Adapted from The Barefoot Contessa via The Food Channel – serves 6
1 tablespoon olive oil
¼ pound apple wood smoked bacon, diced – see cook’s notes
2 1/2 pounds bottom round beef, trimmed of excess fat & cut into 1-inch cubes
Kosher salt & freshly ground black pepper
1 pound carrots, peeled, then sliced diagonally into 1-inch chunks
2 yellow onions, peeled and sliced
2 teaspoons chopped garlic (2 cloves)
1/4 cup Cognac or brandy (or ½ if you prefer)
1 (750 ml.) bottle good dry red wine such as Cote du Rhone or Pinot Noir
2 cups fat free, low sodium beef broth
1 tablespoon tomato paste
1 teaspoon fresh thyme leaves or 1/2 teaspoon dried
4 tablespoons unsalted butter at room temperature, divided
3 tablespoons all-purpose flour
1 pound frozen whole pearl onions, or fresh small pearl onions
1 pound fresh mushrooms, stems discarded, caps thickly sliced
1/2 cup finely chopped fresh flat leaf parsley for garnish
Accompaniment with either:
Mashed potatoes, buttered noodles, or a hardy country bread or sourdough, toasted or grilled and rubbed with garlic clove
Preheat the oven to 250 degrees F. Heat the olive oil in a large Dutch oven. Add the bacon and cook over medium heat for 10 minutes, stirring occasionally, until the bacon is lightly browned. Remove the bacon with a slotted spoon to a large plate lined with paper towels.
Dry the beef cubes well with paper towels, then sprinkle them with salt and pepper. In batches in single layers, sear the beef in the hot oil for 3 to 5 minutes, turning to brown on all sides. Remove the seared cubes to the plate with the bacon and continue searing until all the beef is browned. Set aside. Toss the carrots and the sliced onions in the fat in the pan, season with salt and freshly ground black pepper, and cook for 10 to 15 minutes, stirring occasionally, until the onions are lightly browned. Add the garlic and cook for 1 minute more. Remove the pan from the heat and add the cognac. Stand back and ignite with a match to burn off the alcohol. (You can add up to ½ cup of cognac if you wish).
Put the meat and bacon back into the pot with the juices. Add the bottle of red wine plus enough beef broth to almost cover the meat. Add the tomato paste and thyme. Bring to a simmer, cover the pot with a tight-fitting lid and place it in the oven for about 1 1/4 hours or until the meat and vegetables are very tender when pierced with a fork.
Time out for a cook’s note: If you wish to prepare this dish in advance, at this point when it cools you can cover it and keep it covered for several days in the refrigerator. We like to skim off the excess fat from the top with a spoon when it’s removed from the refrigerator and still cold. Braises served the next day are always better for maximum flavor.
Combine 2 tablespoons of butter and the flour with a fork and stir into the stew.
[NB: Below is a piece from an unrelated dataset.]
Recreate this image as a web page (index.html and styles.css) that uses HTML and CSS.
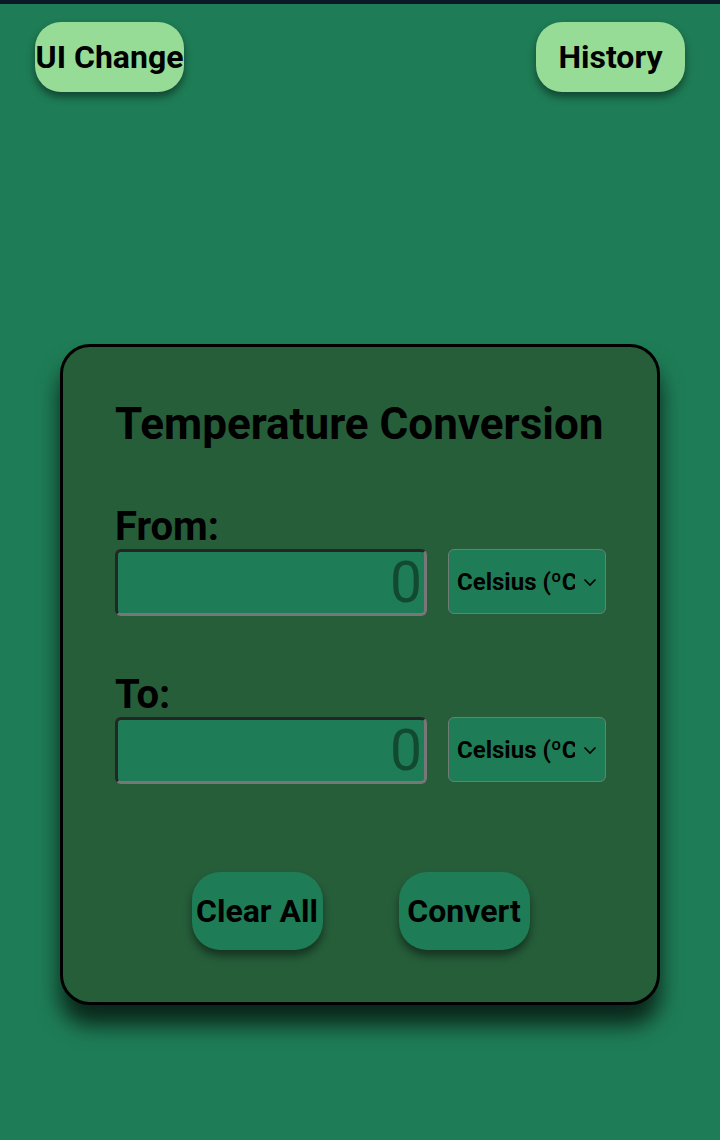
FILE: index.html
```html
<!DOCTYPE html>
<html>
<head>
<meta charset="utf-8">
<link rel="stylesheet" href="styles.css">
</head>
<body>
<div class="topbar"></div>
<header class="header">
  <button class="pill">UI Change</button>
  <button class="pill">History</button>
</header>
<main class="card">
  <h1 class="title">Temperature Conversion</h1>
  <section class="group">
    <label class="label">From:</label>
    <div class="row">
      <div class="field"><span class="ph">0</span></div>
      <div class="select"><span class="sel-text">Celsius (ºC)</span>
        <svg class="chev" width="14" height="9" viewBox="0 0 14 9"><path d="M1.5 1.5 L7 7 L12.5 1.5" fill="none" stroke="#000" stroke-width="1.6"/></svg>
      </div>
    </div>
  </section>
  <section class="group to">
    <label class="label">To:</label>
    <div class="row">
      <div class="field"><span class="ph">0</span></div>
      <div class="select"><span class="sel-text">Celsius (ºC)</span>
        <svg class="chev" width="14" height="9" viewBox="0 0 14 9"><path d="M1.5 1.5 L7 7 L12.5 1.5" fill="none" stroke="#000" stroke-width="1.6"/></svg>
      </div>
    </div>
  </section>
  <div class="actions">
    <button class="act">Clear All</button>
    <button class="act">Convert</button>
  </div>
</main>
</body>
</html>
```
FILE: styles.css
```css
html, body {
  margin: 0;
  padding: 0;
}
body {
  background: #1e7d56;
  font-family: Roboto, "Liberation Sans", sans-serif;
  color: #000;
  width: 720px;
  height: 1140px;
  overflow: hidden;
}
.topbar {
  height: 4px;
  background: #0b1a24;
}
.header {
  display: flex;
  justify-content: space-between;
  padding: 18px 35px 0 35px;
}
.pill {
  width: 149px;
  height: 70px;
  border: none;
  border-radius: 26px;
  background: #96dc96;
  font-family: Roboto, sans-serif;
  font-weight: 700;
  font-size: 32px;
  color: #000;
  padding: 0;
  white-space: nowrap;
  overflow: hidden;
  box-shadow: 0 5px 8px rgba(0,0,0,0.45);
}
.card {
  width: 600px;
  height: 661px;
  box-sizing: border-box;
  margin: 252px auto 0;
  background: #265e3a;
  border: 3px solid #000;
  border-radius: 30px;
  padding: 52px 51px 0 52px;
  box-shadow: 0 20px 22px rgba(0,0,0,0.7);
  display: flex;
  flex-direction: column;
}
.title {
  margin: 0;
  font-size: 44px;
  font-weight: 700;
  line-height: 50px;
}
.group {
  margin-top: 55px;
}
.group.to {
  margin-top: 56px;
}
.label {
  display: block;
  font-size: 40px;
  font-weight: 700;
  line-height: 45px;
}
.row {
  display: flex;
  align-items: flex-start;
  gap: 21px;
}
.field {
  width: 312px;
  height: 67px;
  box-sizing: border-box;
  background: #1e7d56;
  border: 3px solid;
  border-color: #252525 #777 #777 #252525;
  border-radius: 6px;
  display: flex;
  align-items: center;
  justify-content: flex-end;
  padding-right: 2px;
}
.ph {
  font-size: 57px;
  font-weight: 400;
  color: #124a30;
  line-height: 1;
}
.select {
  width: 158px;
  height: 65px;
  box-sizing: border-box;
  background: #1e7d56;
  border: 1px solid #6f7d75;
  border-radius: 6px;
  display: flex;
  align-items: center;
  padding: 0 8px 0 8px;
}
.sel-text {
  width: 118px;
  flex: none;
  overflow: hidden;
  white-space: nowrap;
  font-size: 24px;
  font-weight: 700;
}
.chev {
  margin-left: 8px;
  margin-top: 2px;
}
.actions {
  display: flex;
  justify-content: center;
  gap: 76px;
  margin-top: 88px;
}
.act {
  width: 131px;
  height: 78px;
  border: none;
  border-radius: 28px;
  background: #1e7d56;
  font-family: Roboto, sans-serif;
  font-weight: 700;
  font-size: 32px;
  color: #000;
  padding: 0;
  white-space: nowrap;
  overflow: hidden;
  box-shadow: 0 6px 9px rgba(0,0,0,0.45);
}
```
Add the small frozen whole onions or if using fresh onions, parboil for 30 seconds in lightly salted water, then drain and slip off the skins. Brown the onions in a little butter & olive oil until they take on a bit of color before adding them to the stew. Sauté the mushrooms in 2 tablespoons of butter for 10 minutes until lightly browned and have given off their liquid, then sprinkle with a little salt and pepper and add to the stew. Bring the stew to a boil on top of the stove, then lower the heat and simmer for 15 minutes. Taste and add more salt and pepper if needed. Garnish each serve with a little finely chopped parsley.
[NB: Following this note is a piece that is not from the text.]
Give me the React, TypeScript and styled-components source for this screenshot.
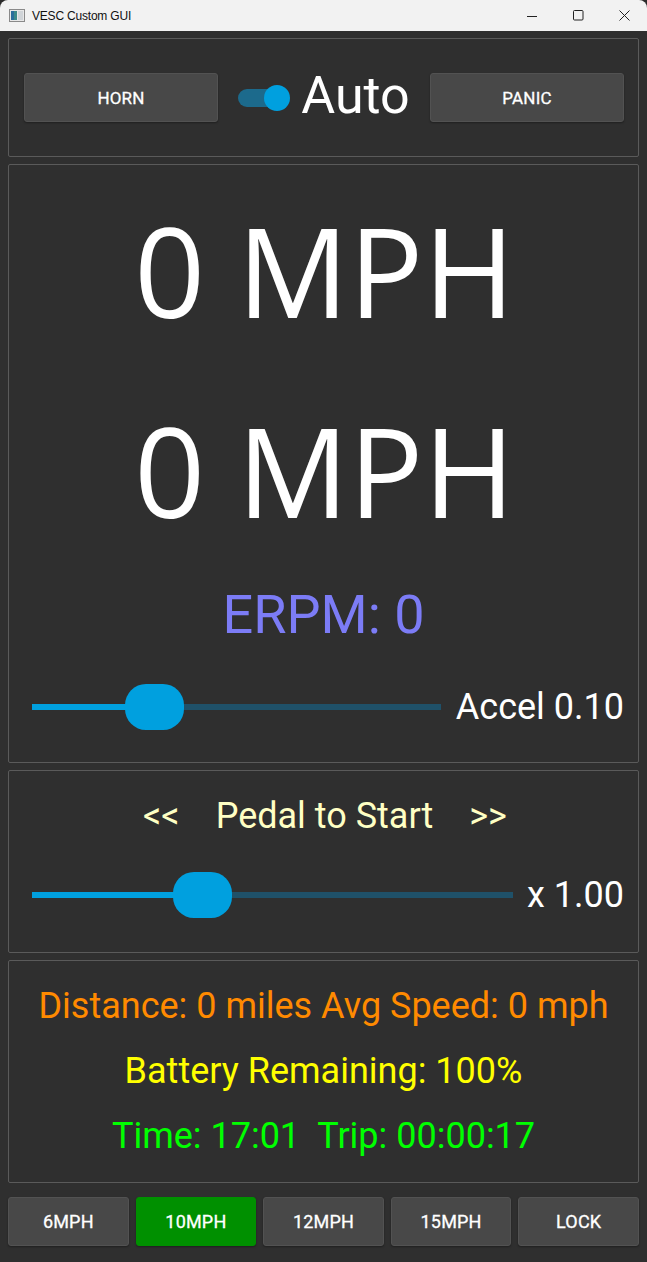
import React from "react";
import styled, { createGlobalStyle } from "styled-components";

const Global = createGlobalStyle`
  * { box-sizing: border-box; }
  html, body { margin: 0; padding: 0; background: #2b2b2b; }
  body { font-family: Roboto, "Noto Sans", sans-serif; }
`;

const Window = styled.div`
  width: 647px;
  height: 1262px;
  display: flex;
  flex-direction: column;
  background: #2f2f2f;
  border-radius: 8px 8px 0 0;
  overflow: hidden;
`;

const TitleBar = styled.div`
  height: 31px;
  flex: none;
  display: flex;
  align-items: center;
  background: #f2f2f2;
  padding-left: 9px;
  color: #111;
  font-family: "Liberation Sans", Arial, sans-serif;
  font-size: 12px;
`;

const TitleText = styled.span`
  margin-left: 7px;
  flex: 1;
  padding-top: 1px;
  letter-spacing: -0.2px;
`;

const WinControls = styled.div`
  display: flex;
  align-items: center;
  height: 100%;
`;

const WinButton = styled.div`
  width: 46px;
  height: 100%;
  display: flex;
  align-items: center;
  justify-content: center;
`;

const Content = styled.div`
  flex: 1;
  display: flex;
  flex-direction: column;
  padding: 7px 8px 0 8px;
  gap: 7px;
`;

const Panel = styled.div<{ $h: number }>`
  height: ${(p) => p.$h}px;
  flex: none;
  border: 1px solid #5a5a5a;
  border-radius: 2px;
  display: flex;
  flex-direction: column;
`;

const TopRow = styled(Panel)`
  flex-direction: row;
  align-items: center;
  justify-content: space-between;
  padding: 0 14px 0 15px;
`;

const Button = styled.button<{ $active?: boolean }>`
  border: 1px solid ${(p) => (p.$active ? "#009000" : "#525252")};
  background: ${(p) => (p.$active ? "#009000" : "#484848")};
  color: #fff;
  border-radius: 3px;
  font-family: Roboto, sans-serif;
  font-weight: 400;
  font-size: 17px;
  letter-spacing: 0.2px;
  box-shadow: 0 1px 2px rgba(0, 0, 0, 0.35);
  display: flex;
  align-items: center;
  justify-content: center;
  padding: 0;
  -webkit-text-stroke: 0.3px #fff;
`;

const BigButton = styled(Button)`
  width: 194px;
  height: 49px;
  padding-top: 1px;
`;

const ToggleGroup = styled.div`
  display: flex;
  align-items: center;
  gap: 11px;
`;

const Toggle = styled.div`
  position: relative;
  width: 52px;
  height: 26px;
`;

const ToggleTrack = styled.div`
  position: absolute;
  left: 0;
  top: 4px;
  width: 46px;
  height: 18px;
  border-radius: 9px;
  background: #1c6a8c;
`;

const ToggleKnob = styled.div`
  position: absolute;
  right: 0;
  top: 0;
  width: 26px;
  height: 26px;
  border-radius: 50%;
  background: #00a0df;
`;

const AutoLabel = styled.span`
  color: #fff;
  font-size: 52px;
  line-height: 52px;
  margin-top: -4px;
`;

const Speed = styled.div`
  font-family: "Open Sans", "Noto Sans", sans-serif;
  font-size: 124px;
  line-height: 200px;
  height: 200px;
  color: #fff;
  text-align: center;
  padding-left: 2px;
`;

const SpeedBlock = styled.div`
  padding-top: 5px;
`;

const Erpm = styled.div`
  font-size: 54px;
  line-height: 60px;
  color: #7c7cf6;
  text-align: center;
  margin-top: 15px;
`;

const SliderRow = styled.div<{ $mt: number }>`
  display: flex;
  align-items: center;
  height: 46px;
  margin-top: ${(p) => p.$mt}px;
  padding: 0 14px 0 23px;
`;

const SliderTrack = styled.div`
  position: relative;
  flex: 1;
  height: 46px;
`;

const TrackRest = styled.div`
  position: absolute;
  left: 0;
  right: 0;
  top: 20px;
  height: 6px;
  background: #1f5169;
`;

const TrackFill = styled.div`
  position: absolute;
  left: 0;
  top: 20px;
  height: 6px;
  background: #00a0df;
`;

const SliderKnob = styled.div`
  position: absolute;
  top: 0;
  width: 59px;
  height: 46px;
  border-radius: 21px;
  background: #00a0df;
`;

const SliderValue = styled.span<{ $gap: number }>`
  color: #fff;
  font-size: 36px;
  line-height: 46px;
  margin-left: ${(p) => p.$gap}px;
  white-space: pre;
`;

const PedalLine = styled.div`
  display: flex;
  justify-content: center;
  gap: 36px;
  color: #ffffc4;
  font-size: 36px;
  line-height: 42px;
  margin-top: 24px;
  padding-left: 3px;
`;

const StatsBlock = styled.div`
  padding-top: 13px;
  display: flex;
  flex-direction: column;
  align-items: center;
`;

const Stat = styled.div<{ $color: string }>`
  color: ${(p) => p.$color};
  font-size: 36px;
  line-height: 65px;
  white-space: pre;
  text-align: center;
`;

const BottomRow = styled.div`
  display: flex;
  gap: 7px;
  margin-top: 7px;
`;

const SpeedButton = styled(Button)`
  flex: 1;
  height: 49px;
  font-size: 18px;
`;

function Slider({ ratio }: { ratio: number }) {
  const left = `calc(${ratio} * (100% - 59px))`;
  const fill = `calc(${ratio} * (100% - 59px) + 29px)`;
  return (
    <SliderTrack>
      <TrackRest />
      <TrackFill style={{ width: fill }} />
      <SliderKnob style={{ left }} />
    </SliderTrack>
  );
}

function AppIcon() {
  return (
    <svg width="16" height="13" viewBox="0 0 16 13">
      <rect x="0.5" y="0.5" width="15" height="12" fill="#e8e8e8" stroke="#8a8a8a" />
      <rect x="2" y="2" width="6" height="9" fill="#3c8a8a" />
      <rect x="2" y="2" width="3" height="9" fill="#2a6e9c" />
      <rect x="9" y="2" width="5" height="9" fill="#d0d4d8" />
    </svg>
  );
}

export default function App() {
  const bottom = ["6MPH", "10MPH", "12MPH", "15MPH", "LOCK"];
  return (
    <>
      <Global />
      <Window>
        <TitleBar>
          <AppIcon />
          <TitleText>VESC Custom GUI</TitleText>
          <WinControls>
            <WinButton>
              <svg width="12" height="10" viewBox="0 0 12 10">
                <line x1="1" y1="5.5" x2="11" y2="5.5" stroke="#222" strokeWidth="1" />
              </svg>
            </WinButton>
            <WinButton>
              <svg width="11" height="11" viewBox="0 0 11 11">
                <rect x="0.5" y="0.5" width="9.5" height="9.5" rx="1" fill="none" stroke="#222" strokeWidth="1" />
              </svg>
            </WinButton>
            <WinButton>
              <svg width="11" height="11" viewBox="0 0 11 11">
                <path d="M0.5 0.5 L10.5 10.5 M10.5 0.5 L0.5 10.5" stroke="#222" strokeWidth="1" />
              </svg>
            </WinButton>
          </WinControls>
        </TitleBar>
        <Content>
          <TopRow $h={119}>
            <BigButton>HORN</BigButton>
            <ToggleGroup>
              <Toggle>
                <ToggleTrack />
                <ToggleKnob />
              </Toggle>
              <AutoLabel>Auto</AutoLabel>
            </ToggleGroup>
            <BigButton>PANIC</BigButton>
          </TopRow>
          <Panel $h={599}>
            <SpeedBlock>
              <Speed>0 MPH</Speed>
              <Speed>0 MPH</Speed>
            </SpeedBlock>
            <Erpm>ERPM: 0</Erpm>
            <SliderRow $mt={39}>
              <Slider ratio={0.265} />
              <SliderValue $gap={15}>Accel 0.10</SliderValue>
            </SliderRow>
          </Panel>
          <Panel $h={183}>
            <PedalLine>
              <span>&lt;&lt;</span>
              <span>Pedal to Start</span>
              <span>&gt;&gt;</span>
            </PedalLine>
            <SliderRow $mt={35}>
              <Slider ratio={0.333} />
              <SliderValue $gap={14}>x 1.00</SliderValue>
            </SliderRow>
          </Panel>
          <Panel $h={223}>
            <StatsBlock>
              <Stat $color="#ff8a00">Distance: 0 miles Avg Speed: 0 mph</Stat>
              <Stat $color="#ffff00">Battery Remaining: 100%</Stat>
              <Stat $color="#00ff00">{"Time: 17:01  Trip: 00:00:17"}</Stat>
            </StatsBlock>
          </Panel>
          <BottomRow>
            {bottom.map((b) => (
              <SpeedButton key={b} $active={b === "10MPH"}>
                {b}
              </SpeedButton>
            ))}
          </BottomRow>
        </Content>
      </Window>
    </>
  );
}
Serve with mashed potatoes, or buttered noodles, or over a slice of crusty bread. To serve, toast the bread in the toaster or oven. Rub each slice on one side with a cut clove of garlic. For each serving, spoon some stew over a slice of the bread and sprinkle with some chopped fresh parsley.
Cook’s Notes: The French would not use overly smoked bacon in their Bourguignon. Therefore I suggest that you use a lightly apple wood smoked bacon and stay away from the heavily smoked bacons such as Nueske’s and Benton’s. Both brands are excellent smoked bacons, but save them for a BLT or breakfast. You don’t want your Bourguignon to taste too smoky.